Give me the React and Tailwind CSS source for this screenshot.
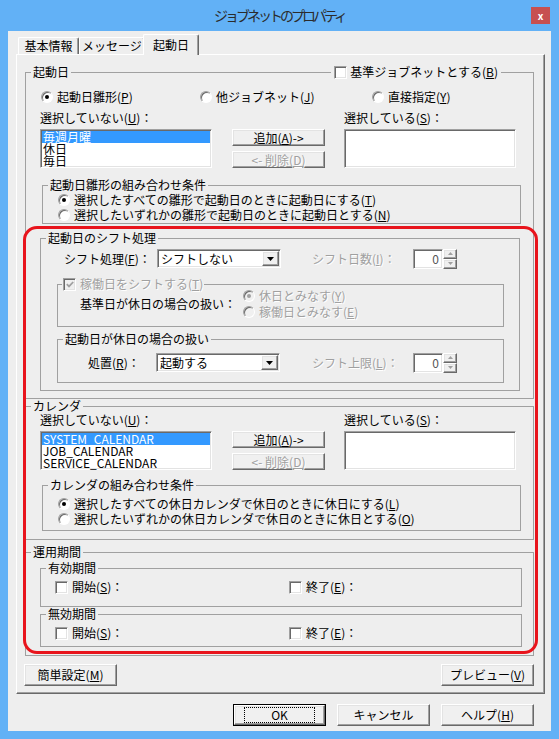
import React from 'react';

// classic win32 bevels
const sunken =
  'border border-t-[#a0a0a0] border-l-[#a0a0a0] border-b-white border-r-white shadow-[inset_1px_1px_0_#696969,inset_-1px_-1px_0_#e3e3e3]';
const raised =
  'border border-t-white border-l-white border-b-[#696969] border-r-[#696969] shadow-[inset_-1px_-1px_0_#a0a0a0,inset_1px_1px_0_#e3e3e3]';
const dim = 'text-[#a0a0a0] [text-shadow:1px_1px_0_#fff]';

const U = ({ children }) => <span className="underline underline-offset-[1px]">{children}</span>;

const Radio = ({ checked, disabled }) => (
  <span
    className={`w-[12px] h-[12px] shrink-0 rounded-full flex items-center justify-center border border-t-[#a0a0a0] border-l-[#a0a0a0] border-b-white border-r-white shadow-[inset_1px_1px_0_#696969] ${
      disabled ? 'bg-[#f0f0f0]' : 'bg-white'
    }`}
  >
    {checked && <span className={`w-[4px] h-[4px] rounded-full ${disabled ? 'bg-[#a0a0a0]' : 'bg-black'}`} />}
  </span>
);

const Check = ({ checked, disabled }) => (
  <span className={`w-[13px] h-[13px] shrink-0 flex items-center justify-center ${sunken} ${disabled ? 'bg-[#f0f0f0]' : 'bg-white'}`}>
    {checked && (
      <svg width="8" height="7" viewBox="0 0 8 7">
        <polyline points="0.8,3.2 3,5.4 7.2,1" fill="none" stroke={disabled ? '#a0a0a0' : '#000'} strokeWidth="1.8" />
      </svg>
    )}
  </span>
);

const RadioItem = ({ checked, disabled, className = '', children }) => (
  <div className={`flex items-center ${className}`}>
    <Radio checked={checked} disabled={disabled} />
    <span className={`ml-[4px] whitespace-nowrap ${disabled ? dim : ''}`}>{children}</span>
  </div>
);

const Group = ({ label, className = '', children }) => (
  <fieldset className={`border border-[#a0a0a0] ${className}`}>
    <legend className="ml-[5px] px-[2px] leading-[14px]">{label}</legend>
    {children}
  </fieldset>
);

const ListBox = ({ items = [] }) => (
  <div className={`w-[172px] h-[39px] bg-white p-px ${sunken}`}>
    {items.map((it, i) => (
      <div key={it} className={`h-[12px] leading-[12px] pl-[1px] whitespace-nowrap ${i === 0 ? 'bg-[#3399ff] text-white' : ''}`}>
        {it}
      </div>
    ))}
  </div>
);

const Btn = ({ disabled, className = '', children }) => (
  <div className={`flex items-center justify-center bg-[#f0f0f0] whitespace-nowrap ${raised} ${disabled ? dim : ''} ${className}`}>
    {children}
  </div>
);

const Combo = ({ value }) => (
  <div className={`w-[124px] h-[19px] flex bg-white p-px ${sunken}`}>
    <div className="flex-1 pl-[2px] leading-[15px]">{value}</div>
    <div className={`w-[17px] h-full flex items-center justify-center bg-[#f0f0f0] ${raised}`}>
      <svg width="7" height="4" viewBox="0 0 7 4">
        <path d="M0 0h7L3.5 4z" fill="#000" />
      </svg>
    </div>
  </div>
);

const Spin = () => (
  <div className="flex h-[20px]">
    <div className={`w-[30px] h-full bg-white p-px pr-[3px] flex items-center justify-end text-[#555] ${sunken}`}>0</div>
    <div className="w-[14px] flex flex-col">
      <div className={`flex-1 flex items-center justify-center bg-[#f0f0f0] ${raised}`}>
        <svg width="5" height="3" viewBox="0 0 5 3">
          <path d="M0 3h5L2.5 0z" fill="#a0a0a0" />
        </svg>
      </div>
      <div className={`flex-1 flex items-center justify-center bg-[#f0f0f0] ${raised}`}>
        <svg width="5" height="3" viewBox="0 0 5 3">
          <path d="M0 0h5L2.5 3z" fill="#a0a0a0" />
        </svg>
      </div>
    </div>
  </div>
);

const Tab = ({ active, className = '', children }) => (
  <div
    className={`flex items-center justify-center border-t border-l border-t-white border-l-white border-r border-r-[#696969] shadow-[inset_-1px_0_0_#a0a0a0] rounded-t-[2px] bg-[#eeeeee] ${
      active ? 'h-[21px] -mb-px relative z-10' : 'h-[17px]'
    } ${className}`}
  >
    {children}
  </div>
);

const PickLists = ({ items }) => (
  <div className="mt-[4px] flex pl-[14px] h-[39px]">
    <ListBox items={items} />
    <div className="ml-[20px] w-[93px] flex flex-col gap-[5px]">
      <Btn className="h-[17px]">
        追加(<U>A</U>)-&gt;
      </Btn>
      <Btn disabled className="h-[17px]">
        &lt;- 削除(<U>D</U>)
      </Btn>
    </div>
    <div className="ml-[19px]">
      <ListBox />
    </div>
  </div>
);

const ListLabels = ({ className = '' }) => (
  <div className={`flex pl-[14px] h-[14px] leading-[14px] ${className}`}>
    <span className="w-[304px]">
      選択していない(<U>U</U>)：
    </span>
    <span>
      選択している(<U>S</U>)：
    </span>
  </div>
);

const PeriodRow = () => (
  <div className="mt-[5px] h-[14px] flex items-center pl-[14px]">
    <div className="w-[234px] flex items-center">
      <Check />
      <span className="ml-[4px]">
        開始(<U>S</U>)：
      </span>
    </div>
    <div className="flex items-center">
      <Check />
      <span className="ml-[4px]">
        終了(<U>E</U>)：
      </span>
    </div>
  </div>
);

export default function App() {
  return (
    <div className="relative w-[559px] h-[739px] bg-[#62b1f6] flex flex-col text-[12px] text-black font-['Noto_Sans_CJK_JP','Noto_Sans',sans-serif]">
      {/* title bar */}
      <div className="flex h-[31px]">
        <div className="w-[28px]" />
        <div className="flex-1 flex items-center justify-center text-[14px] tracking-[-3px] text-[#2b2b2b]">ジョブネットのプロパティ</div>
        <div className="w-[19px] h-[17px] mt-[7px] mr-[9px] bg-[#c75050] flex items-center justify-center text-white text-[10px] font-bold leading-none">
          x
        </div>
      </div>

      {/* client */}
      <div className="mx-[8px] h-[700px] bg-[#eeeeee] flex flex-col">
        <div className="flex items-end h-[23px] pl-[10px]">
          <Tab className="w-[61px]">基本情報</Tab>
          <Tab className="w-[66px]">メッセージ</Tab>
          <Tab active className="w-[56px] -ml-[2px]">
            起動日
          </Tab>
        </div>

        <div className="ml-[8px] w-[529px] h-[640px] pt-[10px] pl-[8px] border-t border-l border-t-white border-l-white border-r border-b border-r-[#696969] border-b-[#696969] shadow-[inset_-1px_-1px_0_#a0a0a0]">
          {/* 起動日 */}
          <fieldset className="w-[509px] border border-[#a0a0a0] pb-[7px]">
            <legend className="w-full h-[14px] flex items-center">
              <span className="w-[5px] h-px bg-[#a0a0a0]" />
              <span className="px-[2px] leading-[14px]">起動日</span>
              <span className="flex-1 h-px bg-[#a0a0a0]" />
              <span className="ml-[3px] flex items-center">
                <Check />
                <span className="ml-[3px] leading-[14px]">
                  基準ジョブネットとする(<U>B</U>)
                </span>
              </span>
              <span className="ml-[3px] w-[32px] h-px bg-[#a0a0a0]" />
            </legend>

            <div className="mt-[11px] h-[14px] flex items-center pl-[15px]">
              <RadioItem checked className="w-[159px]">
                起動日雛形(<U>P</U>)
              </RadioItem>
              <RadioItem className="w-[172px]">
                他ジョブネット(<U>J</U>)
              </RadioItem>
              <RadioItem>
                直接指定(<U>Y</U>)
              </RadioItem>
            </div>

            <ListLabels className="mt-[7px]" />
            <div className="mt-[1px]">
              <PickLists items={['毎週月曜', '休日', '毎日']} />
            </div>

            <Group label="起動日雛形の組み合わせ条件" className="mt-[10px] ml-[16px] w-[479px] pb-[1px]">
              <div className="pl-[15px]">
                <RadioItem checked className="h-[15px]">
                  選択したすべての雛形で起動日のときに起動日にする(<U>T</U>)
                </RadioItem>
                <RadioItem className="h-[15px]">
                  選択したいずれかの雛形で起動日のときに起動日とする(<U>N</U>)
                </RadioItem>
              </div>
            </Group>

            <Group label="起動日のシフト処理" className="mt-[7px] ml-[14px] w-[480px] pb-[7px]">
              <div className="mt-[4px] h-[19px] flex items-center pl-[23px]">
                <span className="w-[93px]">
                  シフト処理(<U>F</U>)：
                </span>
                <Combo value="シフトしない" />
                <span className={`ml-[31px] w-[101px] ${dim}`}>
                  シフト日数(<U>I</U>)：
                </span>
                <Spin />
              </div>

              <fieldset className="mt-[9px] ml-[16px] w-[447px] pb-[6px] border border-[#a0a0a0]">
                <legend className="ml-[4px] px-[1px] h-[14px] flex items-center">
                  <Check checked disabled />
                  <span className={`ml-[4px] ${dim}`}>
                    稼働日をシフトする(<U>T</U>)
                  </span>
                </legend>
                <div className="-mt-[3px] flex items-center pl-[22px]">
                  <span className="w-[163px]">基準日が休日の場合の扱い：</span>
                  <div>
                    <RadioItem checked disabled className="h-[16px]">
                      休日とみなす(<U>Y</U>)
                    </RadioItem>
                    <RadioItem disabled className="h-[16px]">
                      稼働日とみなす(<U>E</U>)
                    </RadioItem>
                  </div>
                </div>
              </fieldset>

              <Group label="起動日が休日の場合の扱い" className="mt-[5px] ml-[16px] w-[447px] pb-[10px]">
                <div className="mt-[7px] h-[19px] flex items-center pl-[30px]">
                  <span className="w-[68px]">
                    処置(<U>R</U>)：
                  </span>
                  <Combo value="起動する" />
                  <span className={`ml-[32px] w-[101px] ${dim}`}>
                    シフト上限(<U>L</U>)：
                  </span>
                  <Spin />
                </div>
              </Group>
            </Group>
          </fieldset>

          {/* カレンダ */}
          <Group label="カレンダ" className="w-[509px] pb-[8px]">
            <ListLabels />
            <PickLists items={['SYSTEM_CALENDAR', 'JOB_CALENDAR', 'SERVICE_CALENDAR']} />
            <Group label="カレンダの組み合わせ条件" className="mt-[8px] ml-[16px] w-[479px] pb-[4px]">
              <div className="mt-[4px] pl-[15px]">
                <RadioItem checked className="h-[15px]">
                  選択したすべての休日カレンダで休日のときに休日にする(<U>L</U>)
                </RadioItem>
                <RadioItem className="h-[15px]">
                  選択したいずれかの休日カレンダで休日のときに休日とする(<U>O</U>)
                </RadioItem>
              </div>
            </Group>
          </Group>

          {/* 運用期間 */}
          <Group label="運用期間" className="mt-[5px] w-[509px] pb-[8px]">
            <Group label="有効期間" className="mt-[2px] ml-[14px] w-[482px] pb-[12px]">
              <PeriodRow />
            </Group>
            <Group label="無効期間" className="ml-[14px] w-[482px] pb-[6px]">
              <PeriodRow />
            </Group>
          </Group>

          <div className="mt-[8px] -ml-px w-[510px] flex justify-between">
            <Btn className="w-[93px] h-[22px]">
              簡単設定(<U>M</U>)
            </Btn>
            <Btn className="w-[93px] h-[22px]">
              プレビュー(<U>V</U>)
            </Btn>
          </div>
        </div>

        <div className="mt-[10px] pl-[225px] flex gap-[11px]">
          <div className="w-[93px] h-[22px] border border-black">
            <Btn className="w-full h-full">
              <span className="px-[26px] border border-dotted border-black leading-[14px]">OK</span>
            </Btn>
          </div>
          <Btn className="w-[93px] h-[22px]">キャンセル</Btn>
          <Btn className="w-[93px] h-[22px]">
            ヘルプ(<U>H</U>)
          </Btn>
        </div>
      </div>

      {/* red annotation */}
      <div className="absolute left-[23px] top-[226px] w-[515px] h-[428px] border-[3px] border-[#e8141c] rounded-[14px] pointer-events-none" />
    </div>
  );
}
◆ ◆ ◆
Begin at the top of the material above and output each line exactly, stopping after the line that holds "import React from 'react';". Leave out pictures.

Give me the React and Tailwind CSS source for this screenshot.
import React from 'react';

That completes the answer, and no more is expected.